= Full slate =

Enough candidates to fill all positions

Any political party or faction that seeks to form a majority in a parliament or on a board of directors or other responsible body typically must run a full slate if only to demonstrate that they have the capacity to attract the talent to fill every position with some person, even if that person is not ideal for the job. Failure to do so is normally taken as a signal of a lack of confidence in the leadership of the faction or party, since it should be possible in a well-run organization to find someone willing to at least run for a job they are not fit to perform, to show solidarity.

Major political parties tend to be able to take a full slate for granted: all the positions they run for, they have some chance of winning, and the party is well-funded, and people can gain contacts and prestige from running for that party. It will likewise have even less of a problem filling its internal roles.

While a minor political party may have little trouble filling its own officer positions or Shadow Cabinet, these deploying the little power it has, it will likely have much more trouble offering candidates for every legislative position in every electoral district. The so-called "parachute candidates" who run for election in a district that is not their own home nor where they necessarily have close ties, are always a means to achieve a full slate or close to it. This demonstrates solidarity and allows people to vote for a party but is not typically understood as a serious offering for the person to take the job.

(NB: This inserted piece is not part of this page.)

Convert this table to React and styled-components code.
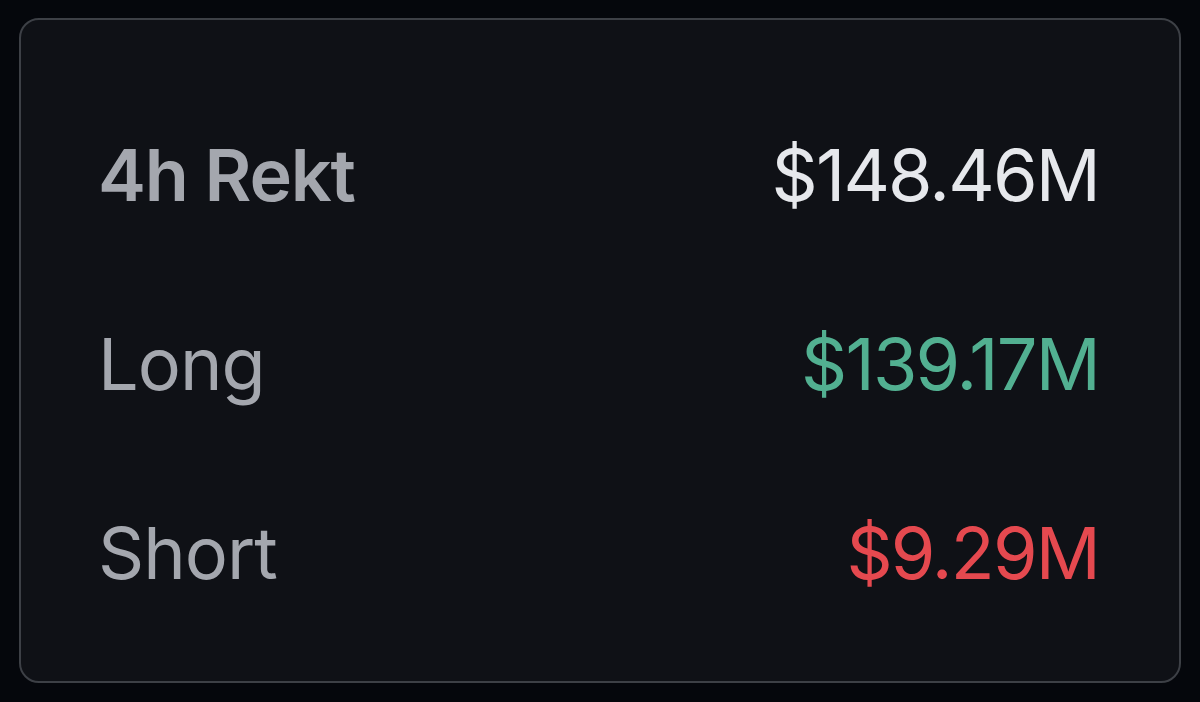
import React from 'react';
import styled, { createGlobalStyle } from 'styled-components';

const GlobalStyle = createGlobalStyle`
  html, body {
    margin: 0;
    padding: 0;
    background: #05070c;
  }
  body {
    font-family: Inter, "Noto Sans", "Liberation Sans", sans-serif;
  }
`;

const Page = styled.div`
  width: 1200px;
  height: 702px;
  padding: 18px 19px 19px 19px;
  box-sizing: border-box;
`;

const Card = styled.div`
  height: 100%;
  box-sizing: border-box;
  background: #0f1116;
  border: 2px solid #3d4046;
  border-radius: 20px;
  padding: 110px 80px 0 77px;
  display: flex;
  flex-direction: column;
  gap: 99px;
`;

const Row = styled.div`
  display: flex;
  justify-content: space-between;
  align-items: center;
  height: 90px;
  line-height: 90px;
  font-size: 72px;
`;

const Label = styled.span`
  color: #a4a7ae;
  font-weight: ${p => (p.$strong ? 600 : 400)};
  letter-spacing: ${p => (p.$strong ? '-1.2px' : '-1px')};
`;

const Value = styled.span`
  color: ${p => p.$color};
  font-weight: 400;
  letter-spacing: -1.8px;
`;

const rows = [
  { label: '4h Rekt', value: '$148.46M', color: '#e6e8ec', strong: true },
  { label: 'Long', value: '$139.17M', color: '#52b091' },
  { label: 'Short', value: '$9.29M', color: '#e5494f' },
];

export default function App() {
  return (
    <>
      <GlobalStyle />
      <Page>
        <Card>
          {rows.map(r => (
            <Row key={r.label}>
              <Label $strong={r.strong}>{r.label}</Label>
              <Value $color={r.color}>{r.value}</Value>
            </Row>
          ))}
        </Card>
      </Page>
    </>
  );
}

It is considered to be a highly questionable practice by most who advocate electoral reform, in part to get rid of any necessity to engage in such tricks.

In some countries, states, provinces or territories, running a full slate seems to be a pre-requisite for media coverage or participation in a televised leaders' debate such as the United States presidential election debates.

In a presidential system like the United States there are other nomination rules, ballot access and media access issues but being able to run in every U.S. electoral district and "on the ballot" in every state, is certainly one of the signs of being a "major" party.